▸ **What to produce**
Wherever the string "this" appears, copy the whole line.

▸ **Input**
-=-=-=-=-
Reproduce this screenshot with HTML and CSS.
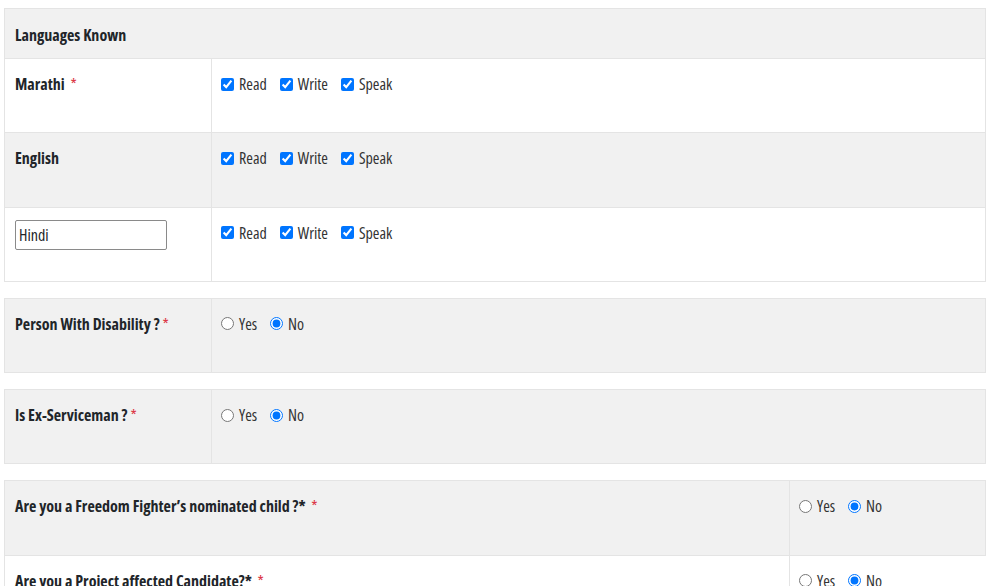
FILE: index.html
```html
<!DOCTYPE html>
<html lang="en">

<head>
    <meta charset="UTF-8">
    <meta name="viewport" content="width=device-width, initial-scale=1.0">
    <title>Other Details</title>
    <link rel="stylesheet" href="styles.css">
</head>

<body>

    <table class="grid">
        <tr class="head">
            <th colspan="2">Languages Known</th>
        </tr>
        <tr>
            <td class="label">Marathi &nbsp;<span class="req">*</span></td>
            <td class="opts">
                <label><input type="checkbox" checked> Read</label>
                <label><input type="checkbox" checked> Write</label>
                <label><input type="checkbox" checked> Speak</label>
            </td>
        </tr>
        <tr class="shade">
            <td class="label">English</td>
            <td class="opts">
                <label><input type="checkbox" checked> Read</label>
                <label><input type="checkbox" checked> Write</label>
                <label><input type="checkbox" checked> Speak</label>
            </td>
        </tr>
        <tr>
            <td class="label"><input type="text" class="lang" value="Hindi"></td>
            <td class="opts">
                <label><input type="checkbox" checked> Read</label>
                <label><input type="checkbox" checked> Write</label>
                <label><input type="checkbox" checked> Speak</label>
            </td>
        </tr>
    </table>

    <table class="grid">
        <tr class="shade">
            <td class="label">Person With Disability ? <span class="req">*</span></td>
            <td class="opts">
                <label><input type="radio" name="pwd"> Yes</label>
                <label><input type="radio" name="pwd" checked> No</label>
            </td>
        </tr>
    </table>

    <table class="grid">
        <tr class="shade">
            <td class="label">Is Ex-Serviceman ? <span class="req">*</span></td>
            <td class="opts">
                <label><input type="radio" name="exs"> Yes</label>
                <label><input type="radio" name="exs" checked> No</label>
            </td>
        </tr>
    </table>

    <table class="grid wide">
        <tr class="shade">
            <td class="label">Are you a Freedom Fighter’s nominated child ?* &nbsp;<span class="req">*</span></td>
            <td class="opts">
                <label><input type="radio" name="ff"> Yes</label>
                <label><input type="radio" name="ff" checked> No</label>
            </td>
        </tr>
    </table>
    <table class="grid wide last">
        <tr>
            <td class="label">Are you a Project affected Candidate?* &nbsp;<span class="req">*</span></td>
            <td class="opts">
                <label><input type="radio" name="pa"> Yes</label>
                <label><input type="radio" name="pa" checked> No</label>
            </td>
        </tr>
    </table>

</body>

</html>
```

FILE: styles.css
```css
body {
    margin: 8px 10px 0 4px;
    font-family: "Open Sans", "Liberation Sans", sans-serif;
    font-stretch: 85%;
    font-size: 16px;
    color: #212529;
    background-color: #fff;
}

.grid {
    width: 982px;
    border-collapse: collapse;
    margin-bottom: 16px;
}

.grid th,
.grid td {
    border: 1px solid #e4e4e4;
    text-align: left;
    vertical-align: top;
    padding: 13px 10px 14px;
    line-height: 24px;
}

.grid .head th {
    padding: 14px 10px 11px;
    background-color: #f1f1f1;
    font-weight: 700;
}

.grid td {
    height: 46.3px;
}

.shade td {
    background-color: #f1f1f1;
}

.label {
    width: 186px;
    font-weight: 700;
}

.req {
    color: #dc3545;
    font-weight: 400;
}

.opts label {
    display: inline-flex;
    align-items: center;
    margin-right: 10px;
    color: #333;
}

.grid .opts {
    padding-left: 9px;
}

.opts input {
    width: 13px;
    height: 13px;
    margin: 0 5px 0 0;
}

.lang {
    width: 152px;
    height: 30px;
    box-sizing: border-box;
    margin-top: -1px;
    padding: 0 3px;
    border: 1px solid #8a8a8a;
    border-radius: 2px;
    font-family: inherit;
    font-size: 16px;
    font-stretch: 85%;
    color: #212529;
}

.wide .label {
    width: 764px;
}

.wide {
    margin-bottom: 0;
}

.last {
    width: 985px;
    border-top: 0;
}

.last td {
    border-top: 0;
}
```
-=-=-=-=-
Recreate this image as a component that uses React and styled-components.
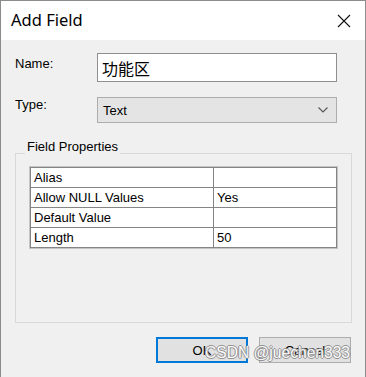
-=-=-=-=-
▸ **Solution**
Reproduce this screenshot with HTML and CSS.
Recreate this image as a component that uses React and styled-components.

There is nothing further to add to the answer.